I have been known to do the latter. In the hardest moments of my life, I threw myself into academics or work. Spending extra hours in the school I worked in to avoid the reality of my life at home, or taking on more projects than I could truly handle as a way to keep my plate full and not focus on what I was feeling internally. Those were not unhealthy vices and they got me through the past 22 years of pain and challenges, but they never healed me. It was just a way to store the pain in a box buried deep in a dark closet.
The challenge with this decision is that karma and the universe do not accept our band aid choices of “healing” as lessons learned in life. So that pain will resurface in another form with another situation in your life until you have addressed it. And the longer we wait to acknowledge that truth, the harder and more painful the fall.
So like I said, it has been 22 years of blocking and moving forward without healing.
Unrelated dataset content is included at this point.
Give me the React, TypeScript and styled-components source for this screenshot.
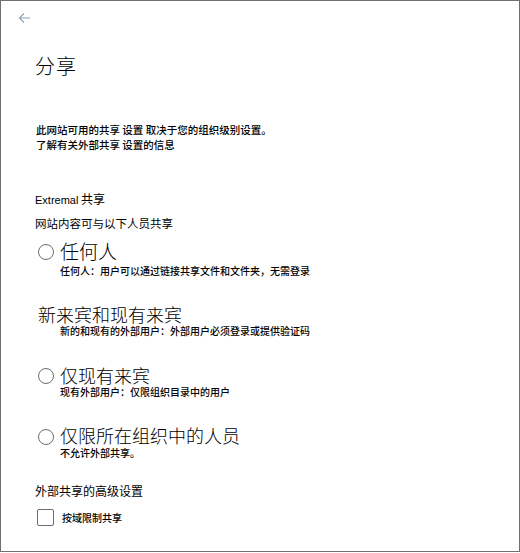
import React from "react";
import styled, { createGlobalStyle } from "styled-components";

const Global = createGlobalStyle`
  html, body { margin: 0; padding: 0; background: #ffffff; }
  * { box-sizing: border-box; }
`;

const CJK = `"Noto Sans CJK SC", "Noto Sans", sans-serif`;

const Frame = styled.div`
  width: 520px;
  height: 552px;
  border: 1px solid #707070;
  background: #ffffff;
  font-family: ${CJK};
  color: #000;
  display: flex;
  flex-direction: column;
`;

const TopBar = styled.div`
  height: 34px;
  display: flex;
  align-items: center;
  padding-left: 16px;
`;

const BackButton = styled.button`
  border: none;
  background: transparent;
  padding: 0;
  width: 14px;
  height: 14px;
  display: flex;
  align-items: center;
  justify-content: center;
  cursor: pointer;
`;

const Content = styled.div`
  padding-left: 34px;
  display: flex;
  flex-direction: column;
`;

const Title = styled.h1`
  margin: 19px 0 0 0;
  font-size: 20px;
  line-height: 24px;
  font-weight: 300;
  letter-spacing: 1px;
`;

const Intro = styled.p`
  margin: 44px 0 0 1px;
  font-size: 10.5px;
  line-height: 15px;
  font-weight: 500;
`;

const SectionLabel = styled.div<{ $mt: number; $size: number }>`
  margin-top: ${(p) => p.$mt}px;
  font-size: ${(p) => p.$size}px;
  line-height: 16px;
  font-weight: 400;
`;

const Latin = styled.span`
  font-family: "Liberation Sans", Arial, sans-serif;
  font-size: 11px;
`;

const OptionBlock = styled.div<{ $mt: number }>`
  margin-top: ${(p) => p.$mt}px;
  display: flex;
  flex-direction: column;
`;

const OptionRow = styled.label`
  display: flex;
  align-items: flex-start;
  gap: 6px;
  padding-left: 3px;
  cursor: pointer;
`;

const Radio = styled.span`
  width: 16px;
  height: 16px;
  margin-top: 3.5px;
  border-radius: 50%;
  border: 1.5px solid #6e6e6e;
  flex: none;
`;

const OptionTitle = styled.span<{ $size: number }>`
  font-size: ${(p) => p.$size}px;
  line-height: 20px;
  font-weight: 300;
`;

const OptionDesc = styled.div<{ $gap: number }>`
  margin-top: ${(p) => p.$gap}px;
  padding-left: 25px;
  font-size: 10px;
  line-height: 13px;
  font-weight: 500;
`;

const CheckRow = styled.label`
  margin-top: 10px;
  display: flex;
  align-items: center;
  gap: 8px;
  padding-left: 2px;
  cursor: pointer;
`;

const CheckBox = styled.span`
  width: 17px;
  height: 17px;
  border: 1.5px solid #6e6e6e;
  border-radius: 2px;
  flex: none;
`;

const CheckLabel = styled.span`
  font-size: 10px;
  line-height: 14px;
  font-weight: 500;
`;

type Opt = {
  title: string;
  desc: string;
  radio: boolean;
  mt: number;
  gap: number;
  size: number;
};

const options: Opt[] = [
  {
    title: "任何人",
    desc: "任何人：用户可以通过链接共享文件和文件夹，无需登录",
    radio: true,
    mt: 9.5,
    gap: 3,
    size: 19,
  },
  {
    title: "新来宾和现有来宾",
    desc: "新的和现有的外部用户：外部用户必须登录或提供验证码",
    radio: false,
    mt: 27,
    gap: 0,
    size: 18,
  },
  {
    title: "仅现有来宾",
    desc: "现有外部用户：仅限组织目录中的用户",
    radio: true,
    mt: 28,
    gap: 0,
    size: 18,
  },
  {
    title: "仅限所在组织中的人员",
    desc: "不允许外部共享。",
    radio: true,
    mt: 27.5,
    gap: 1,
    size: 18,
  },
];

export default function App() {
  return (
    <>
      <Global />
      <Frame>
        <TopBar>
          <BackButton aria-label="返回">
            <svg width="13" height="12" viewBox="0 0 13 12" fill="none">
              <path
                d="M12 6H1.5M6 1.5L1.5 6L6 10.5"
                stroke="#8fa0b4"
                strokeWidth="1.1"
              />
            </svg>
          </BackButton>
        </TopBar>
        <Content>
          <Title>分享</Title>
          <Intro>
            此网站可用的共享 设置 取决于您的组织级别设置。
            <br />
            了解有关外部共享 设置的信息
          </Intro>
          <SectionLabel $mt={39} $size={12}>
            <Latin>Extremal</Latin> 共享
          </SectionLabel>
          <SectionLabel $mt={7} $size={11.5}>
            网站内容可与以下人员共享
          </SectionLabel>
          {options.map((o) => (
            <OptionBlock key={o.title} $mt={o.mt}>
              <OptionRow>
                {o.radio && <Radio />}
                <OptionTitle $size={o.size}>{o.title}</OptionTitle>
              </OptionRow>
              <OptionDesc $gap={o.gap}>{o.desc}</OptionDesc>
            </OptionBlock>
          ))}
          <SectionLabel $mt={24} $size={12}>
            外部共享的高级设置
          </SectionLabel>
          <CheckRow>
            <CheckBox />
            <CheckLabel>按域限制共享</CheckLabel>
          </CheckRow>
        </Content>
      </Frame>
    </>
  );
}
So this past year karma came back like a bitch and no holds barred. And now for the past three months, I have been freefalling with no net while being stabbed across my body from every direction I turn. This hurts like hell. And then it’s wash, rinse and repeat. Just as I emerge from a day or two of deep debilitating pain thinking I am healed and ready to move forward to a brighter place, it hits again.
I am not a psychic or medium, I don’t know why I keep moving into these cycles repeatedly or even how to move through them to a peaceful place. As soon as I think I have found the solution, I am hit with the reality and higher powers laughing at my naivety to think it would be that easy. At this point I should know that the patterns in my life have shown that few things are.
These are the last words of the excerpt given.